Action is free-form until you do something that would require you making a Move. These are the pivot points in the game. Moves are specific: you eyeball someone or act out. There are a handful of moves each character can perform. The analog to characters classes in D&D are natures in Night Witches: someone has the temperament of a hawk, or an owl. Natures grant additional moves characters can learn as they level up. In this way the game feels similar to 4th Edition, with its discrete list of powers. I’m curious if this feels as stifling as I found it with 4th edition. Are players who are good at eyeballing going to constantly try and give everyone cut eye to get their way? (Maybe I just played 4e with goofy players.)
This didn’t feel like a real issue in our game. I thought the game played fairly naturally. We would all play to our characters strengths, for the most part. I was worried this would result in weird behaviour, but in play it generally meant the mechanics pushed our personalities in certain directions. The characters with high luck were brash and insubordinate, the characters with high guts were more likely to use their feminine wiles to get their way. I thought it worked well.
This game begs to played over several sessions. You develop all these relationships—friend and enemies—over the course of play. When that first game ended I really wanted to keep playing to see what would happen next. I think as a one shot the game might feel a bit unsatisfying.

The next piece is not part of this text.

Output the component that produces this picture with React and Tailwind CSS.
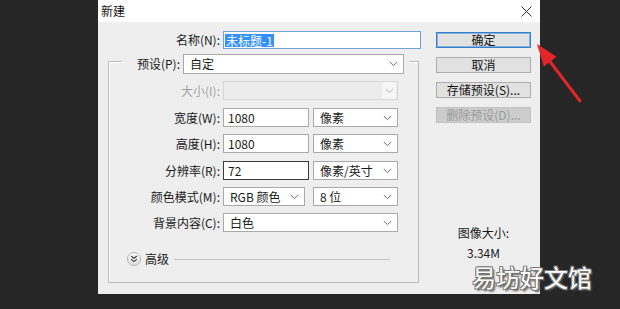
import React from "react";

const Chevron = ({ color = "#6b6b6b" }) => (
  <svg width="9" height="6" viewBox="0 0 9 6" className="shrink-0">
    <path d="M0.8 1 L4.5 4.6 L8.2 1" fill="none" stroke={color} strokeWidth="1" />
  </svg>
);

const Select = ({ w, text, h = "h-[19px]", disabled = false }) => (
  <div
    className={`${w} ${h} flex items-center justify-between border ${
      disabled ? "border-[#d6d6d6] bg-[#ececec]" : "border-[#a9a9a9] bg-white"
    } pl-[6px] pr-[5px]`}
  >
    <span className="leading-none text-[12px] text-[#1a1a1a] whitespace-nowrap">{text}</span>
    {disabled ? (
      <div className="h-full w-[14px] bg-[#f6f6f6] flex items-center justify-center -mr-[4px]">
        <Chevron color="#b5b5b5" />
      </div>
    ) : (
      <Chevron />
    )}
  </div>
);

const Input = ({ w, text, dark = false }) => (
  <div
    className={`${w} h-[19px] flex items-center bg-white border ${
      dark ? "border-[#3a3a3a]" : "border-[#a9a9a9]"
    } pl-[4px]`}
  >
    <span className="leading-none text-[12px] text-[#1a1a1a]">{text}</span>
  </div>
);

const Row = ({ label, children, mt, disabled = false }) => (
  <div className={`flex items-center h-[19px] ${mt}`}>
    <div
      className={`w-[111px] text-right text-[12px] leading-none whitespace-nowrap ${
        disabled ? "text-[#a3a3a3]" : "text-[#1a1a1a]"
      }`}
    >
      {label}
    </div>
    <div className="ml-[3px] flex items-center">{children}</div>
  </div>
);

const Button = ({ children, primary = false, disabled = false }) => (
  <div
    className={`w-[95px] h-[16px] flex items-center justify-center text-[12px] leading-none border ${
      primary
        ? "border-[#3b7dc4] bg-[#e1e1e1] text-[#111] shadow-[inset_0_0_0_1px_#7eb4ea]"
        : disabled
        ? "border-[#c4c4c4] bg-[#cccccc] text-[#9a9a9a]"
        : "border-[#adadad] bg-[#e1e1e1] text-[#111]"
    }`}
  >
    {children}
  </div>
);

export default function App() {
  return (
    <div className="relative w-[620px] h-[309px] overflow-hidden bg-[#262626] font-['Noto_Sans_CJK_SC',sans-serif] pl-[98px]">
      <div className="w-[442px] h-[294px] bg-[#eeeeee] flex flex-col">
        {/* title bar */}
        <div className="h-[22px] bg-white flex items-center justify-between pl-[3px] pr-[8px]">
          <span className="text-[12px] leading-none text-[#111]">新建</span>
          <svg width="11" height="11" viewBox="0 0 11 11">
            <path d="M0.5 0.5 L10.5 10.5 M10.5 0.5 L0.5 10.5" stroke="#333" strokeWidth="1" />
          </svg>
        </div>
        {/* body */}
        <div className="flex flex-1">
          {/* left column */}
          <div className="w-[338px] flex flex-col">
            <div className="mt-[9px] flex items-center h-[18px]">
              <div className="w-[122px] text-right text-[12px] leading-none text-[#1a1a1a]">名称(N):</div>
              <div className="ml-[3px] w-[198px] h-[18px] bg-white border border-[#6fa3d6] flex items-center pl-[1px]">
                <span className="bg-[#3390ff] text-white text-[12px] leading-[13px] px-[1px]">未标题-1</span>
              </div>
            </div>
            {/* group box */}
            <div className="ml-[10px] mt-[12px] w-[311px] h-[222px] border border-[#bcbcbc] shadow-[inset_1px_1px_0_#ffffff] flex flex-col">
              <div className="-mt-[8px] ml-[13px] w-[287px] h-[20px] bg-[#eeeeee] flex items-center pr-[5px]">
                <div className="flex-1 text-right text-[12px] leading-none text-[#1a1a1a]">预设(P):</div>
                <div className="ml-[3px]">
                  <Select w="w-[221px]" h="h-[20px]" text="自定" />
                </div>
              </div>
              <Row label="大小(I):" mt="mt-[7px]" disabled>
                <Select w="w-[175px]" text="" disabled />
              </Row>
              <Row label="宽度(W):" mt="mt-[8px]">
                <Input w="w-[86px]" text="1080" />
                <div className="ml-[4px]">
                  <Select w="w-[85px]" text="像素" />
                </div>
              </Row>
              <Row label="高度(H):" mt="mt-[7px]">
                <Input w="w-[86px]" text="1080" />
                <div className="ml-[4px]">
                  <Select w="w-[85px]" text="像素" />
                </div>
              </Row>
              <Row label="分辨率(R):" mt="mt-[8px]">
                <Input w="w-[86px]" text="72" dark />
                <div className="ml-[4px]">
                  <Select w="w-[85px]" text="像素/英寸" />
                </div>
              </Row>
              <Row label="颜色模式(M):" mt="mt-[7px]">
                <Select w="w-[82px]" text="RGB 颜色" />
                <div className="ml-[8px]">
                  <Select w="w-[85px]" text="8 位" />
                </div>
              </Row>
              <Row label="背景内容(C):" mt="mt-[7px]">
                <Select w="w-[175px]" text="白色" />
              </Row>
              <div className="mt-[20px] h-[14px] flex items-center ml-[18px] mr-[28px]">
                <div className="w-[14px] h-[14px] rounded-full border border-[#b3b3b3] bg-gradient-to-b from-[#ffffff] to-[#dedede] flex items-center justify-center">
                  <svg width="8" height="8" viewBox="0 0 8 8">
                    <path d="M1.2 1 L4 3.4 L6.8 1 M1.2 4.2 L4 6.6 L6.8 4.2" fill="none" stroke="#333" strokeWidth="1.1" />
                  </svg>
                </div>
                <span className="ml-[4px] text-[12px] leading-none text-[#1a1a1a]">高级</span>
                <div className="ml-[5px] flex-1 h-px bg-[#c4c4c4]" />
              </div>
            </div>
          </div>
          {/* right column */}
          <div className="w-[95px] flex flex-col items-center">
            <div className="mt-[10px] flex flex-col gap-[9px]">
              <Button primary>确定</Button>
              <Button>取消</Button>
              <Button>存储预设(S)...</Button>
              <Button disabled>删除预设(D)...</Button>
            </div>
            <div className="mt-[102px] text-[12px] leading-[16px] text-[#1a1a1a] text-center">图像大小:</div>
            <div className="mt-[4px] text-[12px] leading-[16px] text-[#1a1a1a] text-center">3.34M</div>
          </div>
        </div>
      </div>

      {/* red arrow */}
      <svg className="absolute left-0 top-0 pointer-events-none" width="620" height="309" viewBox="0 0 620 309">
        <line x1="580" y1="101" x2="548" y2="59" stroke="#e2252b" strokeWidth="3" strokeLinecap="round" />
        <polygon points="537,44 556.6,56.8 543.8,66.4" fill="#e2252b" />
      </svg>

      {/* watermark */}
      <div className="absolute left-[472px] top-[264px] text-[24px] leading-[25px] text-white [text-shadow:1px_1px_0_#777,-1px_-1px_0_#777,1px_-1px_0_#777,-1px_1px_0_#777,2px_2px_2px_#444]">
        易坊好文馆
      </div>
    </div>
  );
}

As I have noted it’s a tough game. I can’t imagine how an air women from the first session would make it all the way to end of the war. Your characters have 4 harm—hit points—and when you use all 4 up you die. That’s not that hard to do. As you rest during the game you can reduce your harm. On the other hand your character also has 12 marks, which are permanent. Certain moves will ask you to mark one off. Another way to die is to pick the “Embrace Death and Face your Final Destiny” mark. After a few sessions that last mark is going to start getting harder to avoid. (My character ended the 2nd session with 4 marks.) I wonder if the game starts to feel unrelenting and nihilistic as your run a long campaign. (Perhaps that’s the point?)
Night Witches is an excellent game. It’s well thought out and put together. Of course, you have to be interested in playing a game about soviet air women or it’s likely going to disappoint no matter how well designed it is. I thought it was a neat game when I first read it, but playing it helped me appreciate that it is in fact a fun game and not just a cool art project or stunt. If you are going to play one game about Soviet women in an all women bomber unit during WWII make it this one.

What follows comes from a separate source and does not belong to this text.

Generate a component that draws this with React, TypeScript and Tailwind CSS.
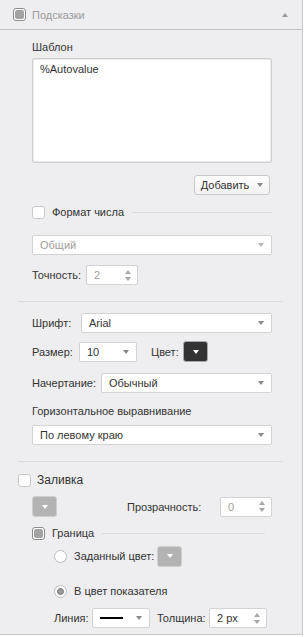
import type { ReactNode } from "react";

function Caret({ up = false, color = "border-t-[#888]" }: { up?: boolean; color?: string }) {
  return up ? (
    <span className="inline-block h-0 w-0 border-x-[3.5px] border-b-[4px] border-x-transparent border-b-[#999]" />
  ) : (
    <span className={`inline-block h-0 w-0 border-x-[3.5px] border-t-[4px] border-x-transparent ${color}`} />
  );
}

function Check({ mixed = false }: { mixed?: boolean }) {
  if (mixed) {
    return (
      <span className="flex h-[13px] w-[13px] shrink-0 items-center justify-center rounded-[3px] border border-[#8c8c8c] bg-white">
        <span className="h-[9px] w-[9px] rounded-[2px] bg-[#a3a3a3]" />
      </span>
    );
  }
  return <span className="h-[13px] w-[13px] shrink-0 rounded-[3px] border border-[#c9c9c9] bg-white" />;
}

function Radio({ on = false }: { on?: boolean }) {
  return (
    <span className="flex h-[13px] w-[13px] shrink-0 items-center justify-center rounded-full border border-[#bdbdbd] bg-white">
      {on && <span className="h-[7px] w-[7px] rounded-full border border-[#777] bg-[#9a9a9a]" />}
    </span>
  );
}

function Select({ children, w, disabled = false }: { children: ReactNode; w: string; disabled?: boolean }) {
  return (
    <div
      className={`flex h-[20px] items-center justify-between rounded-[2px] border border-[#d3d3d3] bg-white pl-[7px] pr-[7px] ${w} ${
        disabled ? "text-[#a0a0a0]" : "text-[#333]"
      }`}
    >
      <span className="flex items-center">{children}</span>
      <Caret color={disabled ? "border-t-[#b5b5b5]" : "border-t-[#888]"} />
    </div>
  );
}

function Spin({ value, w, disabled = false }: { value: string; w: string; disabled?: boolean }) {
  return (
    <div
      className={`flex h-[20px] items-center justify-between rounded-[2px] border border-[#d3d3d3] bg-white pl-[7px] pr-[6px] ${w} ${
        disabled ? "text-[#a0a0a0]" : "text-[#333]"
      }`}
    >
      <span>{value}</span>
      <span className="flex flex-col items-center gap-[3px]">
        <span className="h-0 w-0 border-x-[3.5px] border-b-[4px] border-x-transparent border-b-[#a5a5a5]" />
        <span className="h-0 w-0 border-x-[3.5px] border-t-[4px] border-x-transparent border-t-[#a5a5a5]" />
      </span>
    </div>
  );
}

function ColorBtn({ dark = false }: { dark?: boolean }) {
  return (
    <span
      className={`flex h-[21px] w-[25px] shrink-0 items-center justify-center rounded-[3px] border ${
        dark ? "border-[#a8a8a8] bg-[#333]" : "border-[#cfcfcf] bg-[#b3b3b3]"
      }`}
    >
      <Caret color="border-t-white" />
    </span>
  );
}

function Sep() {
  return <div className="-ml-[14px] -mr-[11px] h-px bg-[#dcdcde]" />;
}

export default function App() {
  return (
    <div
      className="h-[635px] w-[303px] border-r border-b border-[#c9c9c9] bg-[#eeeef0] text-[11px] leading-[16px] text-[#333]"
      style={{ fontFamily: '"Liberation Sans", Arial, sans-serif' }}
    >
      <div className="flex h-[30px] items-center justify-between border-b border-[#c2c2c2] pl-[13px] pr-[14px]">
        <div className="flex items-center gap-[6px]">
          <Check mixed />
          <span className="text-[#9b9b9b]">Подсказки</span>
        </div>
        <Caret up />
      </div>

      <div className="pl-[32px] pr-[30px] pt-[9px]">
        <div>Шаблон</div>
        <div className="mt-[3px] h-[105px] rounded-[2px] border border-[#cfcfcf] bg-white px-[7px] pt-[2px] shadow-[inset_0_0_0_1px_#ececec]">
          %Autovalue
        </div>

        <div className="mt-[12px] flex justify-end pr-[2px]">
          <button className="flex h-[20px] w-[76px] items-center justify-center gap-[8px] rounded-[3px] border border-[#c8c8c8] bg-gradient-to-b from-white to-[#f1f1f1] text-[#333]">
            Добавить
            <Caret />
          </button>
        </div>

        <div className="mt-[9px] flex h-[16px] items-center">
          <Check />
          <span className="ml-[7px]">Формат числа</span>
          <span className="ml-[8px] h-px flex-1 bg-[#dcdcde]" />
        </div>

        <div className="mt-[15px]">
          <Select w="w-full" disabled>
            Общий
          </Select>
        </div>

        <div className="mt-[10px] flex items-center">
          <span className="w-[54px]">Точность:</span>
          <Spin value="2" w="w-[52px]" disabled />
        </div>

        <div className="mt-[16px]">
          <Sep />
        </div>

        <div className="mt-[11px] flex items-center">
          <span className="w-[49px]">Шрифт:</span>
          <Select w="flex-1">Arial</Select>
        </div>

        <div className="mt-[8px] flex items-center">
          <span className="w-[47px]">Размер:</span>
          <Select w="w-[58px]">10</Select>
          <span className="ml-[14px] w-[32px]">Цвет:</span>
          <ColorBtn dark />
        </div>

        <div className="mt-[11px] flex items-center">
          <span className="w-[69px]">Начертание:</span>
          <Select w="flex-1">Обычный</Select>
        </div>

        <div className="mt-[10px]">Горизонтальное выравнивание</div>
        <div className="mt-[6px]">
          <Select w="w-full">По левому краю</Select>
        </div>

        <div className="mt-[16px]">
          <Sep />
        </div>

        <div className="-ml-[14px] mt-[10px] flex h-[16px] items-center">
          <Check />
          <span className="ml-[6px] text-[12px]">Заливка</span>
        </div>

        <div className="mt-[8px] flex items-center">
          <ColorBtn />
          <span className="ml-[70px] flex-1">Прозрачность:</span>
          <Spin value="0" w="w-[52px]" disabled />
        </div>

        <div className="mt-[8px] flex h-[16px] items-center pr-[7px]">
          <Check mixed />
          <span className="ml-[7px]">Граница</span>
          <span className="ml-[8px] h-px flex-1 bg-[#dcdcde]" />
        </div>

        <div className="ml-[22px] mt-[4px] flex h-[22px] items-center">
          <Radio />
          <span className="ml-[7px] mr-[3px]">Заданный цвет:</span>
          <ColorBtn />
        </div>

        <div className="ml-[22px] mt-[16px] flex h-[16px] items-center">
          <Radio on />
          <span className="ml-[7px]">В цвет показателя</span>
        </div>

        <div className="ml-[22px] mt-[9px] flex items-center">
          <span className="w-[38px]">Линия:</span>
          <Select w="w-[58px]">
            <span className="inline-block h-[2px] w-[23px] bg-black" />
          </Select>
          <span className="ml-[7px] w-[52px]">Толщина:</span>
          <Spin value="2 px" w="w-[58px]" />
        </div>
      </div>
    </div>
  );
}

Night Witches was released to the public a few days ago. The game was produced as the result of a successful Kickstarter—like most games nowadays—and has seemingly been in the works for years now. The game caught my eye because it features artwork by Rich Longmore, the illustrator of Carcosa. $12 for a PDF of new Rich Longmore art feels like a steal. The fact there was a whole game that came with it was a nice bonus. And so it came to pass I bought my first story game.
Night Witches is a game with a very specific focus. Everyone plays Russian fighter pilots from the all women 588th Night Bomber Regiment, who the Nazis referred to as the Night Witches. I play in several D&D campaigns right now and they are all over the map when it comes to setting and tone. House rules might differentiate the games slightly, but for the most part we are all playing D&D. People in the D&D scene will add or drop rules to shift the focus of D&D slightly. Someone into dungeon crawls will focus on light and encumbrance rules. Someone interested in horror might introduce sanity rules. These sorts of tweaks seem minor when you look at a game like Night Witches. The whole game exists to support this very niche experience.

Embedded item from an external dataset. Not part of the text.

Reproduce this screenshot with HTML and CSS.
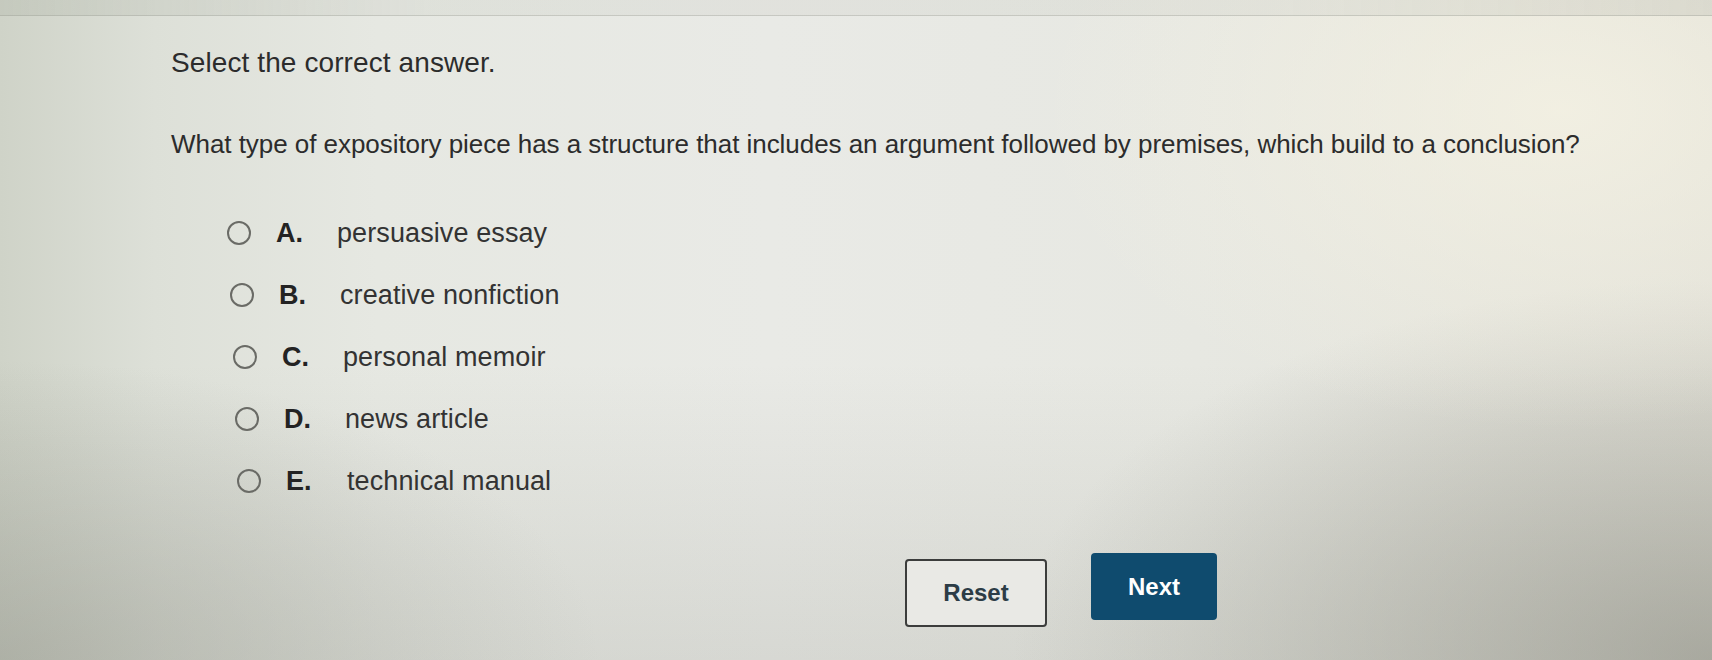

The game play in Night Witches is fairly straight forward. Play is split into two phases: days and nights. During the day you role play the action that happens on the airbase. At night you fly bombing missions and try to kill nazis. Night Witches is based upon the rules for Apocalypse World. Action is free-form until you do something that would require you making a Move. These are the pivot points in the game. Moves are specific: you eyeball someone or act out. There are a handful of moves each character can perform. The analog to characters classes in D&D are natures in Night Witches: someone has the temperament of a hawk, or an owl. Natures grant additional moves characters can learn as they level up. In this way the game feels similar to 4th Edition, with its discrete list of powers. I’m curious if this feels as stifling as I found it with 4th edition. Are players who are good at eyeballing going to constantly try and give everyone cut eye to get their way? (Maybe I just played 4e with goofy players.)
Night Witches seems to be first and foremost about collaborative story telling. At least, this is what it seems like coming to the game from D&D. I’m curious if all the bonuses you collect and moves you have are in fact far “gamier” than they sound on paper. There is probably a tactical element to succeeding in your air missions that is more evident in play. (Not that i’m particularly interested in that sort of thing. I like playing OD&D because there are barely any rules.)
In Night Witches characters each have 4hp (marks), and when you use them all up you are dead. The way this works sounds similar to the Grind in a Torchbearer. You get progressively more stressed and injured, culminating in your passing. Character death looks to be the likely outcome for most characters in a long running campaign. My assumptions about story games were that this sort of thing was uncommon. (In contrast to the meat-grinder D&D games I have become used to.)
There’s a lot to like about the rule book. The book is well laid out, both in terms of how it looks and how it functions. It opens with advice on where you should start reading, based on your experience with table top games and Apocalypse World games. The start of the book has all the player facing rules. The middle of the book has the rules the GM would need to run a game. There is advice on running your first session, how to teach people the game, etc. Most of the rules for the game fit on the character sheet. (Again, something that was common in 4th Edition, and apparently how all the Apocalypse World inspired games work.) I suspect it’d be easy to use the book during play.
The new artwork by Rich Longmore is fantastic. I have no regrets about picking up this book. My only gripe is that there isn’t more Longmore art. The other artist featured in this book is Claudia Cangini, who did head shot style comic portraits of women from the 588th Night Bomber Regiment.
I still haven’t played Night Witches. I’m not sure when i’ll get the chance. Hopefully sooner rather than later: it seems neat and it’s certainly different.